During World War II, he commanded the U.S. Army Security Agency in Arlington, Virginia. He was acting chief of the Postal and Wire Censor from June 17, 1941, to January 8, 1942. He then served as chief postal censor from January 9, 1942, to January 31, 1943. From the beginning of the war, he initiated and supervised the censorship of telegraph and telephone communications. After declaration of war against Germany and Italy, he supervised the censorship of international mail. Following his appointment as chief, he organized and established censorship liaison with Canada, Cuba, Central and South America. He helped establish postal censorship policy for finance, publications, trade and economic intelligence. He helped plan the establishment of the Censorship Film Board of Review, traveller censorship and the examining of mail of prisoners of war. He helped implement and manage war-time postal censorship. He also served as signal officer of the continental base section of U.S. forces in the European theater. On February 1, 1943, Corderman, then a colonel, became commanding officer of the Arlington Hall Station of the War Department in Arlington.

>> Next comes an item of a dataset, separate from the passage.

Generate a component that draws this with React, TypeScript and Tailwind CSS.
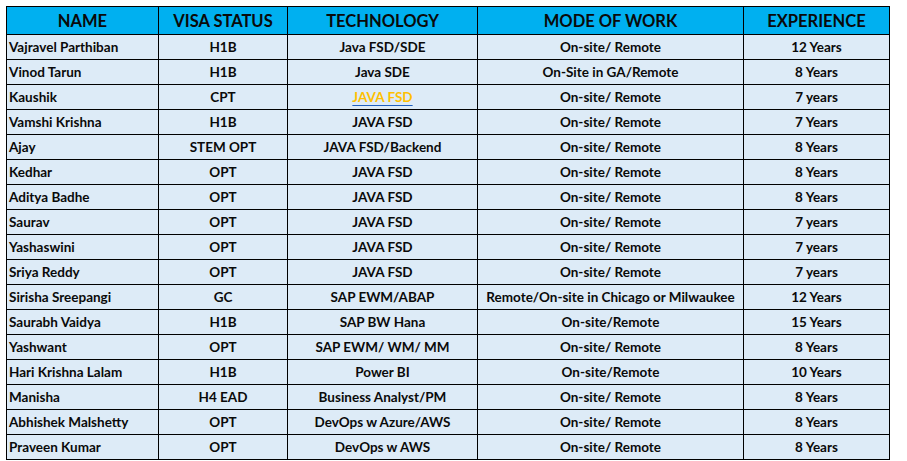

Corderman was promoted to brigadier general in June 1945. From September 15, 1945, to March 31, 1946, he was Chief of the U.S. Army Security Agency. In 1948, he was assistant director of communications for the Alaskan command and became chief of staff of the command in 1949. Corderman was promoted to the rank of Major General on July 1, 1951. He also served as assistant secretary of the Army and as commander of the Procurement Agency and Signal Supply Agency in Philadelphia. In May 1955, he became the chief signal officer of the Army and was chief of the Engineering and Technical Division (later the Research and Development Division) at Fort Monmouth. On July 1, 1957, he took over as head of Fort Monmouth, succeeding Victor A. Conrad. He retired in August 1958 from his post. In November 1945, he was a recipient of the Distinguished Service Medal. He also received the Legion of Merit and the Order of the British Empire.

While in New Jersey, he established the Brookdale Community College in Lincroft, New Jersey. He served as chairman of the board for eight years starting from its establishment. In 1958, Corderman became an executive with Litton Industries. In the early 1960s, he was vice president of its office in Washington, D.C. In 1964, he became president of the Retired Officers Association.

==Personal life==
On August 10, 1929, Corderman married Sarah Virginia Sandt, daughter of George M. Sandt, mayor of Red Bank. After their wedding, they moved to Red Bank. They had two sons and one daughter, Douglas G., David M. and Ginger. His son David also served in the Signal Corps. He lived in Washington, D.C., and Little Silver, New Jersey. In 1995, he moved to Fairfax, Virginia.

Corderman died from pneumonia on March 4, 1998, aged 93, at the Fairfax Retirement Community in Fort Belvoir, Virginia.

==Legacy==
Corderman is a member of the Military Intelligence Hall of Fame.